Again and again, we have seen the narrator disillusioned by the gap between what he has imagined of a person or a place and the actuality.

He now reflects of Albertine that "the glittering actress of the beach" has "become the gray prisoner, reduced to her dull self." And yet he can't let go of her, or of his jealousy. When he encounters Gisèle, one of the old "gang of girls," she tells him that "there was something she really must tell" Albertine about some friends of theirs. But when he presses her for the information so he can pass it on to Albertine, Gisèle retreats into vagueness and claims she can't even remember the names of the friends, once again arousing his suspicions. Even when he admires Albertine's paintings, she claims never to have had "a single drawing lesson," so, remembering that she had said she couldn't join him one evening at Balbec because she had a drawing lesson, he presses her on that, forcing her to admit that she had been lying. "But I never lie to you now."

He compares his situation to that of Charlus with Morel, however, and derives comfort from the fact that, unlike Morel, "Albertine was not mad."

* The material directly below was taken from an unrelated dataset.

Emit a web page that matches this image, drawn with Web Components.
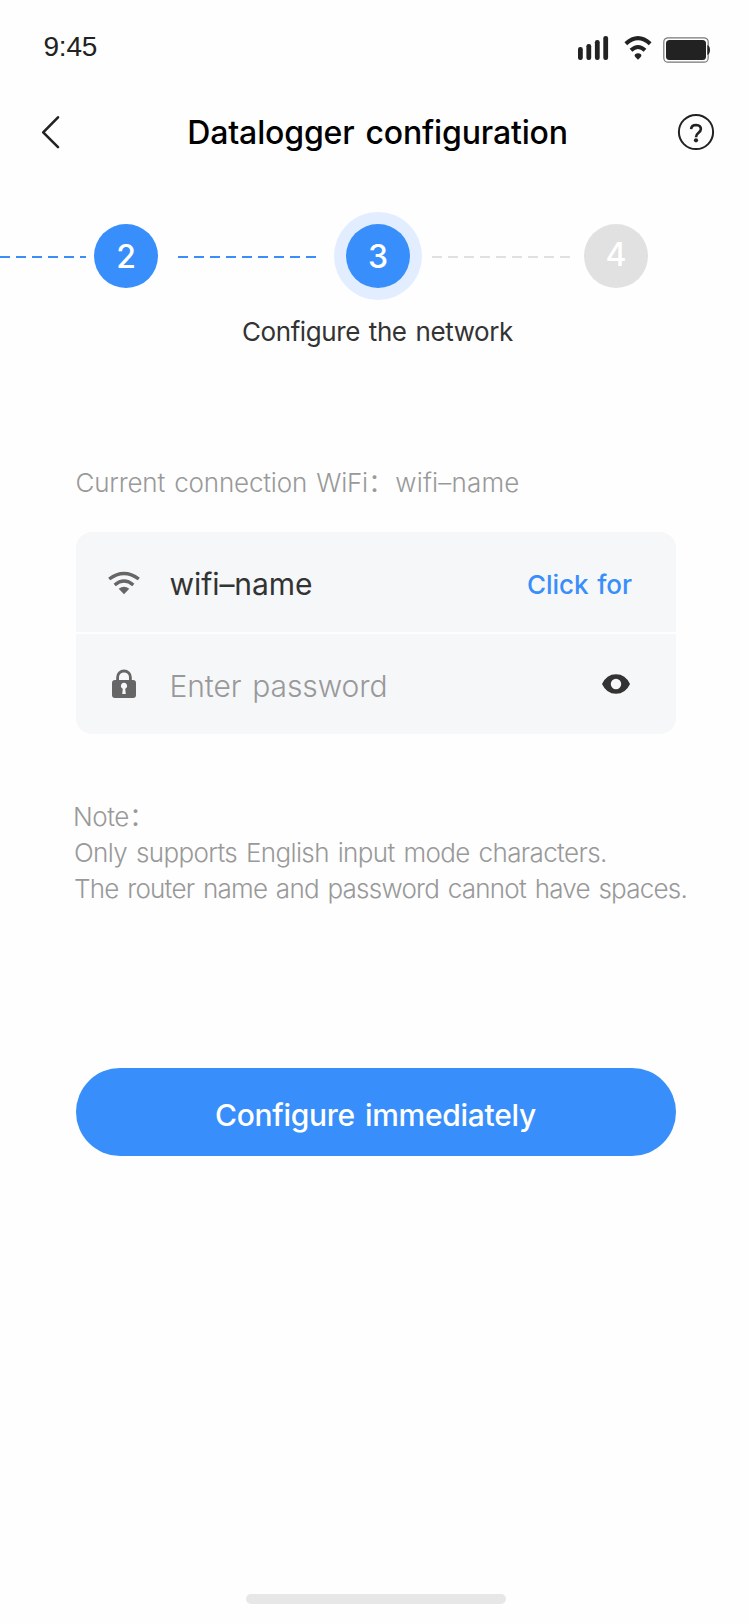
<!DOCTYPE html>
<html lang="en">
<head>
<meta charset="utf-8">
<title>Datalogger configuration</title>
<style>
html,body{margin:0;background:#fefefe;}
body{width:750px;height:1624px;overflow:hidden;font-family:Inter,"Noto Sans CJK SC",sans-serif;}
</style>
</head>
<body>
<config-page></config-page>
<script>
const define = (name, html) => {
  const template = document.createElement('template');
  template.innerHTML = html;
  customElements.define(name, class extends HTMLElement {
    constructor() {
      super();
      this.attachShadow({ mode: 'open' }).append(template.content.cloneNode(true));
    }
  });
};

/* One line of text, tracked so that its ink spans the given width. */
customElements.define('text-line', class extends HTMLElement {
  constructor() {
    super();
    this.attachShadow({ mode: 'open' }).innerHTML =
      '<style>:host{display:block;flex:none;white-space:nowrap;line-height:40px;height:40px}span{display:inline-block}</style><span><slot></slot></span>';
  }
  connectedCallback() {
    const span = this.shadowRoot.querySelector('span');
    const text = this.textContent;
    const width = Number(this.getAttribute('ink'));
    const cs = getComputedStyle(this);
    const ctx = document.createElement('canvas').getContext('2d');
    ctx.font = `${cs.fontWeight} ${cs.fontSize} ${cs.fontFamily}`;
    const m = ctx.measureText(text);
    const wordSpacing = parseFloat(cs.fontSize) * 0.08;
    const natural = m.actualBoundingBoxRight + m.actualBoundingBoxLeft + wordSpacing * (text.split(' ').length - 1);
    this.style.width = width + 'px';
    span.style.wordSpacing = wordSpacing + 'px';
    span.style.letterSpacing = (width - natural) / (text.length - 1) + 'px';
    span.style.marginLeft = m.actualBoundingBoxLeft + 'px';
  }
});

define('status-bar', `
<style>
:host{display:flex;justify-content:space-between;align-items:flex-start;height:76px;padding:0 40px 0 43.5px;box-sizing:border-box;color:#222}
time{font:28px/32px "Liberation Sans",Arial,sans-serif;padding-top:31px;letter-spacing:-.2px}
svg{margin-top:34px}
</style>
<time>9:45</time>
<svg width="134" height="30" viewBox="576 34 134 30" fill="#222">
<rect x="578" y="47" width="4.8" height="13" rx="2.2"/><rect x="586.4" y="44" width="4.8" height="16" rx="2.2"/><rect x="594.9" y="40" width="4.8" height="20" rx="2.2"/><rect x="603.3" y="36" width="4.8" height="24" rx="2.2"/>
<path d="M625.8 43.8Q638 32.4 650.2 43.8M631 50.3Q638 43.7 645 50.3" fill="none" stroke="#222" stroke-width="4"/>
<path d="M634.6 56Q634.6 53.2 638 53.2Q641.4 53.2 641.4 56Q640.8 57.3 638 59.7Q635.2 57.3 634.6 56Z"/>
<rect x="663.8" y="37.8" width="44.4" height="24.4" rx="4.2" fill="none" stroke="#777" stroke-width="1.2"/>
<rect x="666" y="40" width="40" height="20" rx="3.5"/><path d="M707.3 45Q710 46 710 50Q710 54 707.3 55Z"/>
</svg>`);

define('nav-header', `
<style>
:host{display:flex;align-items:center;justify-content:space-between;height:112px;padding:0 35px 0 40px;box-sizing:border-box}
svg{flex:none}
.title{font-size:32px;font-weight:500;color:#000;margin:2px 0 0 18px}
</style>
<svg width="20" height="36" viewBox="40 114 20 36"><path d="M58 117.3L43.2 132.3L58 147.2" fill="none" stroke="#222" stroke-width="2.6" stroke-linecap="round" stroke-linejoin="round"/></svg>
<text-line class="title" ink="376.5">Datalogger configuration</text-line>
<svg width="38" height="38" viewBox="677 113 38 38"><circle cx="696" cy="132" r="17.1" fill="none" stroke="#222" stroke-width="2"/><path d="M691.1 129.1Q691.4 125 696.1 125Q700.9 125.2 700.9 129.1Q700.9 131 698.3 133Q696 134.7 696 137.2" fill="none" stroke="#222" stroke-width="2.6"/><circle cx="696" cy="140.3" r="2.1" fill="#222"/></svg>`);

define('step-dot', `
<style>
:host{display:flex;justify-content:center;box-sizing:border-box;width:64px;height:64px;border-radius:50%;background:#388efa;color:#fff;font-size:32px;font-weight:500;line-height:66px;flex:none}
:host([current]){box-shadow:0 0 0 12px #e2eeff}
:host([pending]){background:#e1e1e1;line-height:61px}
</style><slot></slot>`);

define('step-link', `
<style>
:host{display:block;height:2px;margin-top:2px;flex:none;background:repeating-linear-gradient(90deg,#388efa 0 10px,transparent 10px 16px)}
:host([pending]){background:repeating-linear-gradient(90deg,#e0e0e0 0 10px,transparent 10px 16px)}
</style>`);

define('step-track', `
<style>
:host{display:block;height:160px}
.row{display:flex;align-items:center;height:64px;padding-top:36px}
.a{width:86px;margin-right:8px}.b{width:138px;margin:2px 30px 0 20px}.c{width:138px;margin:2px 14px 0 22px}
.label{padding-left:6px;width:270px;margin:23.5px auto 0;font-size:26px;font-weight:400;color:#333}
</style>
<div class="row"><step-link class="a"></step-link><step-dot>2</step-dot><step-link class="b"></step-link><step-dot current>3</step-dot><step-link class="c" pending></step-link><step-dot pending>4</step-dot></div>
<div class="label"><text-line ink="270">Configure the network</text-line></div>`);

define('field-row', `
<style>
:host{display:flex;align-items:center;height:100px;background:#f6f7f9;padding:0 44px 0 30px}
.icon{display:flex;width:64.5px;flex:none}
.end{margin-left:auto;display:flex}
</style>
<div class="icon"><slot name="icon"></slot></div><slot></slot><div class="end"><slot name="end"></slot></div>`);

define('wifi-form', `
<style>
:host{display:block;padding:0 74px 0 76px}
.current{display:flex;font-size:26px;font-weight:350;color:#999;padding-left:.5px}
.current text-line+text-line{margin-left:18.3px}
.card{display:flex;flex-direction:column;gap:2px;border-radius:16px;overflow:hidden;margin-top:29px}
.name{font-size:30px;font-weight:400;color:#333;padding-top:4px}
.wifi{margin-top:2px}
.password{font-size:30px;font-weight:350;color:#999;padding:4px 0 0 1px}
.link{font-size:26px;font-weight:500;color:#388efa;padding-top:5px}
.eye{margin-right:1px}
</style>
<div class="current"><text-line ink="300.5">Current connection WiFi：</text-line><text-line ink="123">wifi–name</text-line></div>
<div class="card">
<field-row>
<svg class="wifi" slot="icon" width="36" height="26" viewBox="106 570 36 26" fill="none" stroke="#666" stroke-width="3.4"><path d="M109.2 579Q124 568 138.8 579M114.7 585Q124 577.2 133.3 585"/><path d="M118.7 588.8Q124 584.8 129.3 588.8L124 594.2Z" fill="#666" stroke="none"/></svg>
<text-line class="name" ink="141.5">wifi–name</text-line>
<text-line slot="end" class="link" ink="104">Click for</text-line>
</field-row>
<field-row>
<svg slot="icon" width="36" height="30" viewBox="106 669 36 30"><path d="M117.6 681V677.2A6.4 6.2 0 0 1 130.4 677.2V681" fill="none" stroke="#666" stroke-width="2.8"/><rect x="112" y="680" width="24" height="18" rx="3" fill="#666"/><path d="M122.8 688.8L122.2 694H125.8L125.2 688.8A3.1 3.1 0 1 0 122.8 688.8Z" fill="#f6f7f9"/></svg>
<text-line class="password" ink="214">Enter password</text-line>
<svg class="eye" slot="end" width="30" height="22" viewBox="601 673 30 22"><path fill-rule="evenodd" fill="#333" d="M602 684Q606.5 674.2 616 674.2T630 684Q625.5 693.8 616 693.8T602 684ZM610.8 684a5.2 5.2 0 1 0 10.4 0a5.2 5.2 0 1 0-10.4 0Z"/></svg>
</field-row>
</div>`);

define('note-text', `
<style>
:host{display:block;padding:0 0 0 75px;font-size:26px;font-weight:350;color:#999}
text-line{line-height:36px;height:36px}
</style>
<text-line ink="63">Note：</text-line>
<text-line ink="531">Only supports English input mode characters.</text-line>
<text-line ink="611.5">The router name and password cannot have spaces.</text-line>`);

define('primary-button', `
<style>
:host{display:block;padding:0 74px 0 76px}
button{display:flex;width:100%;height:88px;border:0;border-radius:44px;background:#388efa;color:#fff;align-items:center;justify-content:center;padding:6px 0 0;font:inherit;font-size:30px;font-weight:500}
</style>
<button><slot></slot></button>`);

define('home-indicator', `
<style>:host{display:block;width:260px;height:10px;border-radius:5px;background:#e7e7e7;margin:auto auto 20px 246px}</style>`);

define('config-page', `
<style>
:host{display:flex;flex-direction:column;height:1624px}
status-bar,nav-header,step-track,wifi-form,note-text,primary-button{flex:none}
wifi-form{margin-top:115px}note-text{margin-top:65px}primary-button{margin-top:161px}
.cta{font-size:30px;font-weight:450}
</style>
<status-bar></status-bar>
<nav-header></nav-header>
<step-track></step-track>
<wifi-form></wifi-form>
<note-text></note-text>
<primary-button><text-line class="cta" ink="320">Configure immediately</text-line></primary-button>
<home-indicator></home-indicator>`);
</script>
</body>
</html>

To make her chains seem lighter, I thought the best idea was to convince her that I meant to break them. But I could not begin to feed her this lie now, when she had just been so good in coming back from the Trocadéro; what I could do, rather than upsetting her with threats of a separation, was to keep silent about the dreams of a permanent life together which were even then forming in my grateful heart. 
Once again, which is the possessor and which the possessed, which the prisoner and which the jailer?